Becoming a better Lenormand reader is less about memorizing more meanings and more about building better reading habits. Clear questions, short phrases, honest review, and steady practice make the cards feel sharper over time.
This roadmap is designed for readers who already know some card meanings but still freeze when a spread has mixed signals. Use it as a training loop: ask better questions, read smaller, write the answer down, then compare the reading with what actually happened.
Ask questions that give the cards a job
A vague question creates a vague reading. Instead of asking “What is my future?”, ask “What should I know about this conversation this week?” or “What is blocking progress on this work decision?”
Before drawing cards, decide whether you want the spread to describe the situation, the obstacle, the likely next step, advice, or timing.
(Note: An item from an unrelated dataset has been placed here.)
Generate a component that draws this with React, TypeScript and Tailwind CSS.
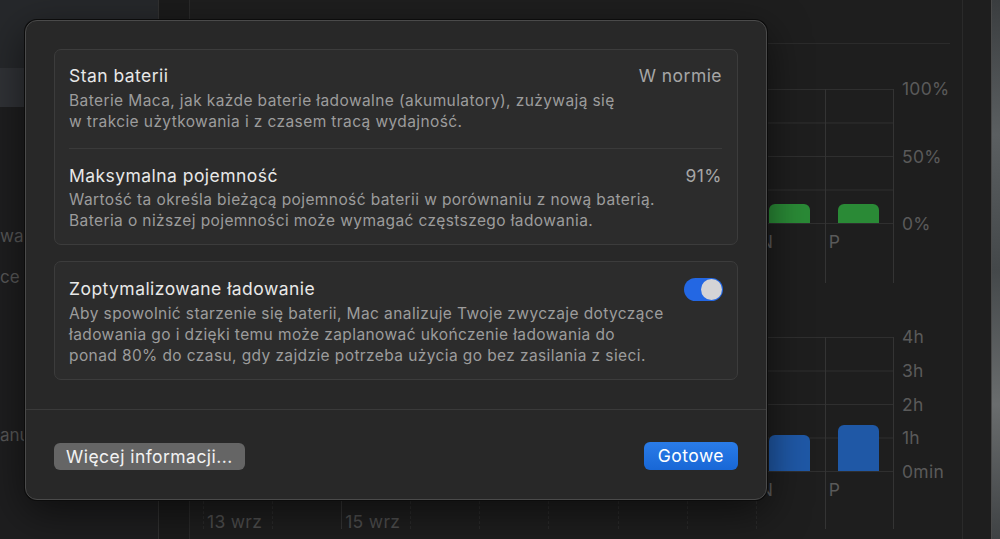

The clearer the job, the easier it is to choose the right meaning from each card.
Practice the one-sentence rule
After every small spread, force yourself to write one plain sentence. Rider + House + Letter might become “a message about home arrives.” Clouds + Mountain + Key might become “the solution is delayed because the obstacle is still unclear.”
This exercise prevents you from hiding behind a long list of meanings. If you cannot form one sentence, return to the question and decide which card is the subject, which card modifies it, and which card shows movement or outcome.
Use a daily three-card line without over-reading it
A daily three-card line is one of the best training tools because the feedback loop is short. Ask “What deserves attention today?” Draw three cards, write one sentence, and leave space to record what happened later.
Do not turn a daily spread into a dramatic life prediction. Read it as tone, task, message, delay, opportunity, or caution. The goal is to train accuracy through small observations you can check.
Drill combinations by topic
Choose one pair and write three meanings: one for love, one for work, and one for practical life. Heart + Ring may be commitment in love, an agreement around something valued in work, or a repeating emotional pattern in a self-reflection question.
This teaches flexibility without losing the core meaning. Strong readers do not memorize every possible phrase; they learn how the question and nearby cards select the right phrase.
Keep a reading journal that records outcomes
A useful Lenormand journal has four parts: the exact question, the cards, your one-sentence interpretation, and the later outcome. The outcome is what turns practice into skill.
Review the journal weekly. Look for patterns: Did you ignore difficult cards? Did you make Clouds too positive? Did you read Ring as romance when the question was about contracts? These patterns show what to train next.
Move from three cards to five cards at the right time
Three cards are best for speed and clarity. Move to five cards when the question has layers: outside influences, mixed signals, a central issue, near-future movement, and an outcome tone.
Do not use a larger spread to avoid making a decision. If three cards are unclear because the question is unclear, fix the question first. If three cards are clear but incomplete, then five cards can add useful context.
Review mistakes without blaming the cards
When a reading misses, ask what happened in the method. Was the question too broad? Did you choose the wrong topic meaning? Did you ignore the spread position? Did you force a positive answer because you wanted reassurance?
This review process is where readers improve. Lenormand becomes more reliable when you can see the difference between the cards being unclear and your interpretation being too loose.